STATED GOAL:
Write out the listing below exactly, and omit any images you find in it.

☆ ☆ ☆ ☆ ☆ ☆ ☆

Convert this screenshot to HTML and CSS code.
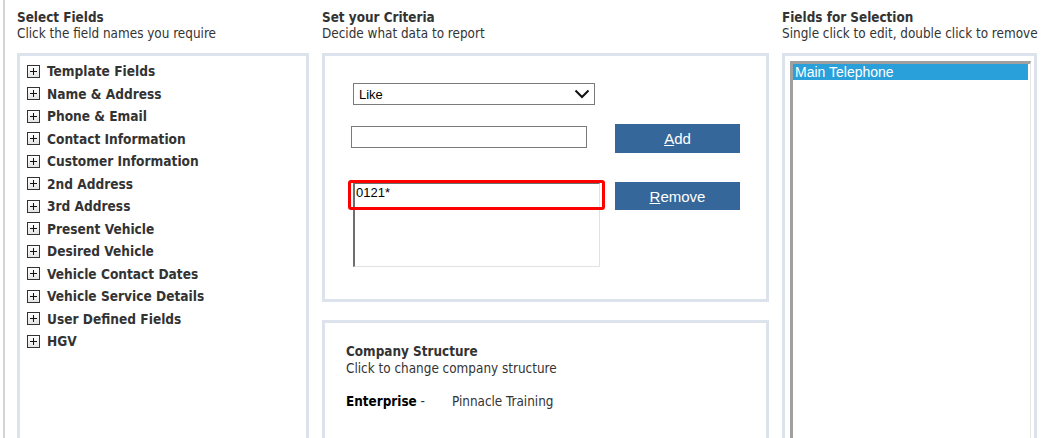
FILE: index.html
```html
<!DOCTYPE html>
<html lang="en">
<head>
    <meta charset="UTF-8">
    <title>Report Criteria</title>
    <link rel="stylesheet" href="styles.css">
</head>
<body>
    <div class="page">
        <div class="column col-fields">
            <div class="col-title">Select Fields</div>
            <div class="col-sub">Click the field names you require</div>
            <div class="panel tree-panel">
                <ul class="tree">
                    <li><span class="plus"></span>Template Fields</li>
                    <li><span class="plus"></span>Name &amp; Address</li>
                    <li><span class="plus"></span>Phone &amp; Email</li>
                    <li><span class="plus"></span>Contact Information</li>
                    <li><span class="plus"></span>Customer Information</li>
                    <li><span class="plus"></span>2nd Address</li>
                    <li><span class="plus"></span>3rd Address</li>
                    <li><span class="plus"></span>Present Vehicle</li>
                    <li><span class="plus"></span>Desired Vehicle</li>
                    <li><span class="plus"></span>Vehicle Contact Dates</li>
                    <li><span class="plus"></span>Vehicle Service Details</li>
                    <li><span class="plus"></span>User Defined Fields</li>
                    <li><span class="plus"></span>HGV</li>
                </ul>
            </div>
        </div>

        <div class="column col-criteria">
            <div class="col-title">Set your Criteria</div>
            <div class="col-sub">Decide what data to report</div>
            <div class="panel criteria-panel">
                <div class="dropdown">
                    <span>Like</span>
                    <svg width="16" height="10" viewBox="0 0 16 10"><path d="M1.5 1.5 L8 8 L14.5 1.5" fill="none" stroke="#111" stroke-width="2"/></svg>
                </div>
                <div class="crit-row">
                    <input class="value-input" type="text">
                    <button class="btn btn-add"><u>A</u>dd</button>
                </div>
                <div class="crit-row crit-row-list">
                    <div class="value-list">
                        <div class="value-item">0121*</div>
                        <div class="highlight"></div>
                    </div>
                    <button class="btn btn-remove"><u>R</u>emove</button>
                </div>
            </div>
            <div class="panel company-panel">
                <div class="company-title">Company Structure</div>
                <div class="company-sub">Click to change company structure</div>
                <div class="company-line"><b>Enterprise</b> -<span class="company-name">Pinnacle Training</span></div>
            </div>
        </div>

        <div class="column col-selection">
            <div class="col-title">Fields for Selection</div>
            <div class="col-sub nowrap">Single click to edit, double click to remove</div>
            <div class="panel selection-panel">
                <div class="selection-list">
                    <div class="selection-item selected">Main Telephone</div>
                </div>
            </div>
        </div>
    </div>
</body>
</html>
```

FILE: styles.css
```css
html, body {
    margin: 0;
    padding: 0;
    background: #fff;
    overflow: hidden;
}
body {
    font-family: "DejaVu Sans Condensed", "DejaVu Sans", sans-serif;
    font-size: 13.4px;
    color: #333;
}
.page {
    display: flex;
    gap: 13px;
    height: 438px;
    overflow: hidden;
    margin-left: 3px;
    padding: 10px 0 0 12px;
    border-left: 2px solid #d4d4d4;
    box-sizing: border-box;
}
.column {
    display: flex;
    flex-direction: column;
    flex: none;
}
.col-fields { width: 292px; }
.col-criteria { width: 447px; }
.col-selection { width: 255px; }
.col-title {
    font-weight: bold;
    line-height: 16px;
}
.col-sub {
    line-height: 16px;
    margin-bottom: 11px;
}
.nowrap { white-space: nowrap; }
.panel {
    border: 3px solid #dde3ec;
    background: #fff;
    box-sizing: border-box;
    flex: none;
}

/* field tree */
.tree-panel { height: 420px; }
.tree {
    list-style: none;
    margin: 0;
    padding: 4px 0 0 7px;
}
.tree li {
    display: flex;
    align-items: center;
    height: 22.5px;
    font-weight: bold;
    font-size: 13.6px;
    color: #333;
}
.plus {
    position: relative;
    width: 11px;
    height: 11px;
    border: 1px solid #333;
    background: linear-gradient(#fff, #e4e4e4);
    margin-right: 7px;
    flex: none;
}
.plus::before,
.plus::after {
    content: "";
    position: absolute;
    background: #111;
}
.plus::before { left: 2px; top: 5px; width: 7px; height: 1px; }
.plus::after { left: 5px; top: 2px; width: 1px; height: 7px; }

/* criteria */
.criteria-panel {
    height: 249px;
    padding: 27px 0 0 26px;
}
.dropdown {
    display: flex;
    align-items: center;
    justify-content: space-between;
    width: 242px;
    height: 22px;
    margin-left: 2px;
    padding: 0 4px 0 5px;
    border: 1px solid #7a7a7a;
    box-sizing: border-box;
    font-family: "Liberation Sans", Arial, sans-serif;
    font-size: 13px;
    color: #000;
}
.crit-row {
    display: flex;
    align-items: flex-start;
    margin-top: 19px;
}
.value-input {
    width: 236px;
    height: 22px;
    margin: 2px 0 0 0;
    border: 1px solid #7a7a7a;
    box-sizing: border-box;
    padding: 0 4px;
}
.btn {
    width: 125px;
    height: 29px;
    border: none;
    background: #35679a;
    color: #fff;
    font-family: "Liberation Sans", Arial, sans-serif;
    font-size: 15px;
    cursor: pointer;
}
.btn-add { margin-left: 28px; }
.crit-row-list { margin-top: 28px; }
.value-list {
    position: relative;
    width: 247px;
    height: 84px;
    margin: 2px 0 0 2px;
    border: 1px solid #e2e2e2;
    border-left: 2px solid #6e6e6e;
    border-top: 1px solid #6e6e6e;
    box-sizing: border-box;
}
.value-item {
    padding: 0 0 0 1px;
    line-height: 17px;
    font-family: "Liberation Sans", Arial, sans-serif;
    font-size: 13px;
    color: #000;
}
.highlight {
    position: absolute;
    left: -7px;
    top: -4px;
    width: 257px;
    height: 30px;
    border: 3px solid #f00;
    border-radius: 3px;
    box-sizing: border-box;
}
.btn-remove {
    height: 28px;
    margin: 1px 0 0 15px;
}

/* company structure */
.company-panel {
    height: 150px;
    margin-top: 18px;
    padding: 20px 0 0 21px;
}
.company-title {
    font-weight: bold;
    line-height: 17px;
}
.company-sub { line-height: 17px; }
.company-line {
    margin-top: 16px;
    line-height: 17px;
}
.company-line b { color: #000; }
.company-name { margin-left: 27px; }

/* fields for selection */
.selection-panel {
    height: 420px;
    padding: 5px 0 0 5px;
}
.selection-list {
    width: 241px;
    height: 400px;
    border-top: 3px solid #a0a0a0;
    border-left: 3px solid #a0a0a0;
    border-right: 1px solid #e6e6e6;
    box-sizing: border-box;
}
.selection-item {
    height: 16px;
    line-height: 16px;
    padding-left: 2px;
    margin-right: 2px;
    font-family: "Liberation Sans", Arial, sans-serif;
    font-size: 14px;
}
.selection-item.selected {
    background: #29a0da;
    color: #fff;
}
```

☆ ☆ ☆ ☆ ☆ ☆ ☆

CORRECT OUTPUT:
Convert this screenshot to HTML and CSS code.
FILE: index.html
```html
<!DOCTYPE html>
<html lang="en">
<head>
    <meta charset="UTF-8">
    <title>Report Criteria</title>
    <link rel="stylesheet" href="styles.css">
</head>
<body>
    <div class="page">
        <div class="column col-fields">
            <div class="col-title">Select Fields</div>
            <div class="col-sub">Click the field names you require</div>
            <div class="panel tree-panel">
                <ul class="tree">
                    <li><span class="plus"></span>Template Fields</li>
                    <li><span class="plus"></span>Name &amp; Address</li>
                    <li><span class="plus"></span>Phone &amp; Email</li>
                    <li><span class="plus"></span>Contact Information</li>
                    <li><span class="plus"></span>Customer Information</li>
                    <li><span class="plus"></span>2nd Address</li>
                    <li><span class="plus"></span>3rd Address</li>
                    <li><span class="plus"></span>Present Vehicle</li>
                    <li><span class="plus"></span>Desired Vehicle</li>
                    <li><span class="plus"></span>Vehicle Contact Dates</li>
                    <li><span class="plus"></span>Vehicle Service Details</li>
                    <li><span class="plus"></span>User Defined Fields</li>
                    <li><span class="plus"></span>HGV</li>
                </ul>
            </div>
        </div>

        <div class="column col-criteria">
            <div class="col-title">Set your Criteria</div>
            <div class="col-sub">Decide what data to report</div>
            <div class="panel criteria-panel">
                <div class="dropdown">
                    <span>Like</span>
                    <svg width="16" height="10" viewBox="0 0 16 10"><path d="M1.5 1.5 L8 8 L14.5 1.5" fill="none" stroke="#111" stroke-width="2"/></svg>
                </div>
                <div class="crit-row">
                    <input class="value-input" type="text">
                    <button class="btn btn-add"><u>A</u>dd</button>
                </div>
                <div class="crit-row crit-row-list">
                    <div class="value-list">
                        <div class="value-item">0121*</div>
                        <div class="highlight"></div>
                    </div>
                    <button class="btn btn-remove"><u>R</u>emove</button>
                </div>
            </div>
            <div class="panel company-panel">
                <div class="company-title">Company Structure</div>
                <div class="company-sub">Click to change company structure</div>
                <div class="company-line"><b>Enterprise</b> -<span class="company-name">Pinnacle Training</span></div>
            </div>
        </div>

        <div class="column col-selection">
            <div class="col-title">Fields for Selection</div>
            <div class="col-sub nowrap">Single click to edit, double click to remove</div>
            <div class="panel selection-panel">
                <div class="selection-list">
                    <div class="selection-item selected">Main Telephone</div>
                </div>
            </div>
        </div>
    </div>
</body>
</html>
```

FILE: styles.css
```css
html, body {
    margin: 0;
    padding: 0;
    background: #fff;
    overflow: hidden;
}
body {
    font-family: "DejaVu Sans Condensed", "DejaVu Sans", sans-serif;
    font-size: 13.4px;
    color: #333;
}
.page {
    display: flex;
    gap: 13px;
    height: 438px;
    overflow: hidden;
    margin-left: 3px;
    padding: 10px 0 0 12px;
    border-left: 2px solid #d4d4d4;
    box-sizing: border-box;
}
.column {
    display: flex;
    flex-direction: column;
    flex: none;
}
.col-fields { width: 292px; }
.col-criteria { width: 447px; }
.col-selection { width: 255px; }
.col-title {
    font-weight: bold;
    line-height: 16px;
}
.col-sub {
    line-height: 16px;
    margin-bottom: 11px;
}
.nowrap { white-space: nowrap; }
.panel {
    border: 3px solid #dde3ec;
    background: #fff;
    box-sizing: border-box;
    flex: none;
}

/* field tree */
.tree-panel { height: 420px; }
.tree {
    list-style: none;
    margin: 0;
    padding: 4px 0 0 7px;
}
.tree li {
    display: flex;
    align-items: center;
    height: 22.5px;
    font-weight: bold;
    font-size: 13.6px;
    color: #333;
}
.plus {
    position: relative;
    width: 11px;
    height: 11px;
    border: 1px solid #333;
    background: linear-gradient(#fff, #e4e4e4);
    margin-right: 7px;
    flex: none;
}
.plus::before,
.plus::after {
    content: "";
    position: absolute;
    background: #111;
}
.plus::before { left: 2px; top: 5px; width: 7px; height: 1px; }
.plus::after { left: 5px; top: 2px; width: 1px; height: 7px; }

/* criteria */
.criteria-panel {
    height: 249px;
    padding: 27px 0 0 26px;
}
.dropdown {
    display: flex;
    align-items: center;
    justify-content: space-between;
    width: 242px;
    height: 22px;
    margin-left: 2px;
    padding: 0 4px 0 5px;
    border: 1px solid #7a7a7a;
    box-sizing: border-box;
    font-family: "Liberation Sans", Arial, sans-serif;
    font-size: 13px;
    color: #000;
}
.crit-row {
    display: flex;
    align-items: flex-start;
    margin-top: 19px;
}
.value-input {
    width: 236px;
    height: 22px;
    margin: 2px 0 0 0;
    border: 1px solid #7a7a7a;
    box-sizing: border-box;
    padding: 0 4px;
}
.btn {
    width: 125px;
    height: 29px;
    border: none;
    background: #35679a;
    color: #fff;
    font-family: "Liberation Sans", Arial, sans-serif;
    font-size: 15px;
    cursor: pointer;
}
.btn-add { margin-left: 28px; }
.crit-row-list { margin-top: 28px; }
.value-list {
    position: relative;
    width: 247px;
    height: 84px;
    margin: 2px 0 0 2px;
    border: 1px solid #e2e2e2;
    border-left: 2px solid #6e6e6e;
    border-top: 1px solid #6e6e6e;
    box-sizing: border-box;
}
.value-item {
    padding: 0 0 0 1px;
    line-height: 17px;
    font-family: "Liberation Sans", Arial, sans-serif;
    font-size: 13px;
    color: #000;
}
.highlight {
    position: absolute;
    left: -7px;
    top: -4px;
    width: 257px;
    height: 30px;
    border: 3px solid #f00;
    border-radius: 3px;
    box-sizing: border-box;
}
.btn-remove {
    height: 28px;
    margin: 1px 0 0 15px;
}

/* company structure */
.company-panel {
    height: 150px;
    margin-top: 18px;
    padding: 20px 0 0 21px;
}
.company-title {
    font-weight: bold;
    line-height: 17px;
}
.company-sub { line-height: 17px; }
.company-line {
    margin-top: 16px;
    line-height: 17px;
}
.company-line b { color: #000; }
.company-name { margin-left: 27px; }

/* fields for selection */
.selection-panel {
    height: 420px;
    padding: 5px 0 0 5px;
}
.selection-list {
    width: 241px;
    height: 400px;
    border-top: 3px solid #a0a0a0;
    border-left: 3px solid #a0a0a0;
    border-right: 1px solid #e6e6e6;
    box-sizing: border-box;
}
.selection-item {
    height: 16px;
    line-height: 16px;
    padding-left: 2px;
    margin-right: 2px;
    font-family: "Liberation Sans", Arial, sans-serif;
    font-size: 14px;
}
.selection-item.selected {
    background: #29a0da;
    color: #fff;
}
```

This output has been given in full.